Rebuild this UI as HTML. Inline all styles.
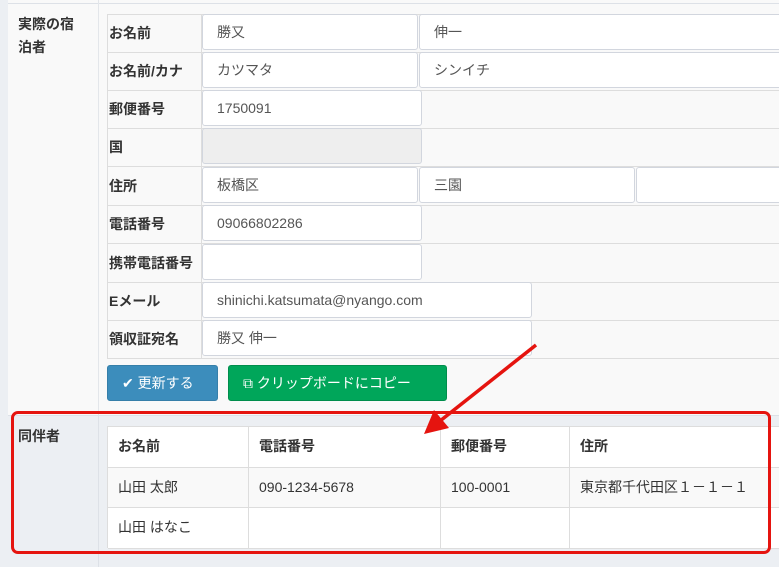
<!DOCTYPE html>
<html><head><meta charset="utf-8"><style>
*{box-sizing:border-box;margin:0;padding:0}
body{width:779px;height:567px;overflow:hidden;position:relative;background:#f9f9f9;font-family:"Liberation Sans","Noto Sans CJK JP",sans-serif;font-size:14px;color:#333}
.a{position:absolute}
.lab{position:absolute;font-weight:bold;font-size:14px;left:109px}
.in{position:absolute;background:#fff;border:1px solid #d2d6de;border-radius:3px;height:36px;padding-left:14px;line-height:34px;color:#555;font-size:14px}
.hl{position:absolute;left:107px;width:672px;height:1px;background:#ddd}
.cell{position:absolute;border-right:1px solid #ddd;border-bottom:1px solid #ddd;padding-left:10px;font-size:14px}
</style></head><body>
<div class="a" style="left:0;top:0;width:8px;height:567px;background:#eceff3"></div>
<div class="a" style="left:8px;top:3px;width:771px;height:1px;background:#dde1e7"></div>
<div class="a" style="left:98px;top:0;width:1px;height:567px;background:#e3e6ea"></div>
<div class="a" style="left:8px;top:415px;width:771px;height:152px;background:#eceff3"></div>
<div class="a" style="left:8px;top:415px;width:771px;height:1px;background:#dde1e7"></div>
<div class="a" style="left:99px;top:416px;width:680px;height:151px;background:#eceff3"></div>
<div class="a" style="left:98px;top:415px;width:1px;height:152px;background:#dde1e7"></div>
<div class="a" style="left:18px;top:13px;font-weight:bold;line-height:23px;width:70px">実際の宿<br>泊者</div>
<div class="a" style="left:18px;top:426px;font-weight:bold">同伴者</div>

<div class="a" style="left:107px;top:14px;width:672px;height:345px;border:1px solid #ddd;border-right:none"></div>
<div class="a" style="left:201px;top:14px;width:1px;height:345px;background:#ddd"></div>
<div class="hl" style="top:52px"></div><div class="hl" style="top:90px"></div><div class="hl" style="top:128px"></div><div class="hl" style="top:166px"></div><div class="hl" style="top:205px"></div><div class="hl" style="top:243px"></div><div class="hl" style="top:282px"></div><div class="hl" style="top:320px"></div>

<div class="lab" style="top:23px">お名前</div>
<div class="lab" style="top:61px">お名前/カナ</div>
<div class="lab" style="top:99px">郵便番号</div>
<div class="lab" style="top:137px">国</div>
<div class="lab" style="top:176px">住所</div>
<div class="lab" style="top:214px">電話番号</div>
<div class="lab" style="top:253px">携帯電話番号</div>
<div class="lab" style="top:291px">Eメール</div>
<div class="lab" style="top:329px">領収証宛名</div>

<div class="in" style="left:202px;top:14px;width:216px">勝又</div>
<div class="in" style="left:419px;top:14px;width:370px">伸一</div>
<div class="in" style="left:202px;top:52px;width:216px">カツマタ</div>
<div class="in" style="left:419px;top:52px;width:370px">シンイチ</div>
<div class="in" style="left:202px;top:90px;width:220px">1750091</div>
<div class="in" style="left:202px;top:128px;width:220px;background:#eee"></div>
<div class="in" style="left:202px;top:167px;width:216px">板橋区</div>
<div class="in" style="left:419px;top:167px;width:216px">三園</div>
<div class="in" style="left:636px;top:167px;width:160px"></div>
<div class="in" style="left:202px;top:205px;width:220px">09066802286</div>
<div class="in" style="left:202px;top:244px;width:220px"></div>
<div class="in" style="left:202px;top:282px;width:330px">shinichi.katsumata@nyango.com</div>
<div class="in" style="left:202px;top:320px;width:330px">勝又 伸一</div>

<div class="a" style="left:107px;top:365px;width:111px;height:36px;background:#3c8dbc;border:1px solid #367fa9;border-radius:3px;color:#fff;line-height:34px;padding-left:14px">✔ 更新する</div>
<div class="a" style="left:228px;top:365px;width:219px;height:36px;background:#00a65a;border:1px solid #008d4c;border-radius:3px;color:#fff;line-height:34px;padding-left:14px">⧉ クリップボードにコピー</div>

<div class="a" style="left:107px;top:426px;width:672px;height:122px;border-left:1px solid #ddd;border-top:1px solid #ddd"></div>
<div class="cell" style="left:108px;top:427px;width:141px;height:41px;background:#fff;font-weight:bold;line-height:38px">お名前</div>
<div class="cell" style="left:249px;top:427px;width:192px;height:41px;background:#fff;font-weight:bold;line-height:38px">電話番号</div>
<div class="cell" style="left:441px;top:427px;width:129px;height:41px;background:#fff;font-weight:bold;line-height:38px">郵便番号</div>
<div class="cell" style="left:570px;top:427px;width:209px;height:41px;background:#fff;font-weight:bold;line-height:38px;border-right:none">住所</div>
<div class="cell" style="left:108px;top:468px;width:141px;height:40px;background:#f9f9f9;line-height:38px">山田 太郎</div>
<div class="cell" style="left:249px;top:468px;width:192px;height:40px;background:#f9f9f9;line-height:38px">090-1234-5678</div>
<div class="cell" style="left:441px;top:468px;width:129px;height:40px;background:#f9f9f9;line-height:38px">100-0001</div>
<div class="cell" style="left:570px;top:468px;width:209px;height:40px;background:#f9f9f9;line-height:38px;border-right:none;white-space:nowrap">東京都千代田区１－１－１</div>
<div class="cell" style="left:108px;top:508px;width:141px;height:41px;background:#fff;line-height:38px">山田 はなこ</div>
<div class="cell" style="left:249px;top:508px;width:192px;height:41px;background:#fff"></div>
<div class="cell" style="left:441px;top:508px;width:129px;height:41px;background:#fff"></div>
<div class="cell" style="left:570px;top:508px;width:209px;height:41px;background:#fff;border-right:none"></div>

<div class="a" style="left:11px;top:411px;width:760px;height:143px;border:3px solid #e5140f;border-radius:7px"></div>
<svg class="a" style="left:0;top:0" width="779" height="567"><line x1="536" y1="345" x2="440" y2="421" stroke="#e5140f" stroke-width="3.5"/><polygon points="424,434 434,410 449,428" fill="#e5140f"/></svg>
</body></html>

Goal of the exercise: From start to finish, output the listing exactly, but omit its pictures.

Worked answer:
Rebuild this UI as HTML. Inline all styles.
<!DOCTYPE html>
<html><head><meta charset="utf-8"><style>
*{box-sizing:border-box;margin:0;padding:0}
body{width:779px;height:567px;overflow:hidden;position:relative;background:#f9f9f9;font-family:"Liberation Sans","Noto Sans CJK JP",sans-serif;font-size:14px;color:#333}
.a{position:absolute}
.lab{position:absolute;font-weight:bold;font-size:14px;left:109px}
.in{position:absolute;background:#fff;border:1px solid #d2d6de;border-radius:3px;height:36px;padding-left:14px;line-height:34px;color:#555;font-size:14px}
.hl{position:absolute;left:107px;width:672px;height:1px;background:#ddd}
.cell{position:absolute;border-right:1px solid #ddd;border-bottom:1px solid #ddd;padding-left:10px;font-size:14px}
</style></head><body>
<div class="a" style="left:0;top:0;width:8px;height:567px;background:#eceff3"></div>
<div class="a" style="left:8px;top:3px;width:771px;height:1px;background:#dde1e7"></div>
<div class="a" style="left:98px;top:0;width:1px;height:567px;background:#e3e6ea"></div>
<div class="a" style="left:8px;top:415px;width:771px;height:152px;background:#eceff3"></div>
<div class="a" style="left:8px;top:415px;width:771px;height:1px;background:#dde1e7"></div>
<div class="a" style="left:99px;top:416px;width:680px;height:151px;background:#eceff3"></div>
<div class="a" style="left:98px;top:415px;width:1px;height:152px;background:#dde1e7"></div>
<div class="a" style="left:18px;top:13px;font-weight:bold;line-height:23px;width:70px">実際の宿<br>泊者</div>
<div class="a" style="left:18px;top:426px;font-weight:bold">同伴者</div>

<div class="a" style="left:107px;top:14px;width:672px;height:345px;border:1px solid #ddd;border-right:none"></div>
<div class="a" style="left:201px;top:14px;width:1px;height:345px;background:#ddd"></div>
<div class="hl" style="top:52px"></div><div class="hl" style="top:90px"></div><div class="hl" style="top:128px"></div><div class="hl" style="top:166px"></div><div class="hl" style="top:205px"></div><div class="hl" style="top:243px"></div><div class="hl" style="top:282px"></div><div class="hl" style="top:320px"></div>

<div class="lab" style="top:23px">お名前</div>
<div class="lab" style="top:61px">お名前/カナ</div>
<div class="lab" style="top:99px">郵便番号</div>
<div class="lab" style="top:137px">国</div>
<div class="lab" style="top:176px">住所</div>
<div class="lab" style="top:214px">電話番号</div>
<div class="lab" style="top:253px">携帯電話番号</div>
<div class="lab" style="top:291px">Eメール</div>
<div class="lab" style="top:329px">領収証宛名</div>

<div class="in" style="left:202px;top:14px;width:216px">勝又</div>
<div class="in" style="left:419px;top:14px;width:370px">伸一</div>
<div class="in" style="left:202px;top:52px;width:216px">カツマタ</div>
<div class="in" style="left:419px;top:52px;width:370px">シンイチ</div>
<div class="in" style="left:202px;top:90px;width:220px">1750091</div>
<div class="in" style="left:202px;top:128px;width:220px;background:#eee"></div>
<div class="in" style="left:202px;top:167px;width:216px">板橋区</div>
<div class="in" style="left:419px;top:167px;width:216px">三園</div>
<div class="in" style="left:636px;top:167px;width:160px"></div>
<div class="in" style="left:202px;top:205px;width:220px">09066802286</div>
<div class="in" style="left:202px;top:244px;width:220px"></div>
<div class="in" style="left:202px;top:282px;width:330px">shinichi.katsumata@nyango.com</div>
<div class="in" style="left:202px;top:320px;width:330px">勝又 伸一</div>

<div class="a" style="left:107px;top:365px;width:111px;height:36px;background:#3c8dbc;border:1px solid #367fa9;border-radius:3px;color:#fff;line-height:34px;padding-left:14px">✔ 更新する</div>
<div class="a" style="left:228px;top:365px;width:219px;height:36px;background:#00a65a;border:1px solid #008d4c;border-radius:3px;color:#fff;line-height:34px;padding-left:14px">⧉ クリップボードにコピー</div>

<div class="a" style="left:107px;top:426px;width:672px;height:122px;border-left:1px solid #ddd;border-top:1px solid #ddd"></div>
<div class="cell" style="left:108px;top:427px;width:141px;height:41px;background:#fff;font-weight:bold;line-height:38px">お名前</div>
<div class="cell" style="left:249px;top:427px;width:192px;height:41px;background:#fff;font-weight:bold;line-height:38px">電話番号</div>
<div class="cell" style="left:441px;top:427px;width:129px;height:41px;background:#fff;font-weight:bold;line-height:38px">郵便番号</div>
<div class="cell" style="left:570px;top:427px;width:209px;height:41px;background:#fff;font-weight:bold;line-height:38px;border-right:none">住所</div>
<div class="cell" style="left:108px;top:468px;width:141px;height:40px;background:#f9f9f9;line-height:38px">山田 太郎</div>
<div class="cell" style="left:249px;top:468px;width:192px;height:40px;background:#f9f9f9;line-height:38px">090-1234-5678</div>
<div class="cell" style="left:441px;top:468px;width:129px;height:40px;background:#f9f9f9;line-height:38px">100-0001</div>
<div class="cell" style="left:570px;top:468px;width:209px;height:40px;background:#f9f9f9;line-height:38px;border-right:none;white-space:nowrap">東京都千代田区１－１－１</div>
<div class="cell" style="left:108px;top:508px;width:141px;height:41px;background:#fff;line-height:38px">山田 はなこ</div>
<div class="cell" style="left:249px;top:508px;width:192px;height:41px;background:#fff"></div>
<div class="cell" style="left:441px;top:508px;width:129px;height:41px;background:#fff"></div>
<div class="cell" style="left:570px;top:508px;width:209px;height:41px;background:#fff;border-right:none"></div>

<div class="a" style="left:11px;top:411px;width:760px;height:143px;border:3px solid #e5140f;border-radius:7px"></div>
<svg class="a" style="left:0;top:0" width="779" height="567"><line x1="536" y1="345" x2="440" y2="421" stroke="#e5140f" stroke-width="3.5"/><polygon points="424,434 434,410 449,428" fill="#e5140f"/></svg>
</body></html>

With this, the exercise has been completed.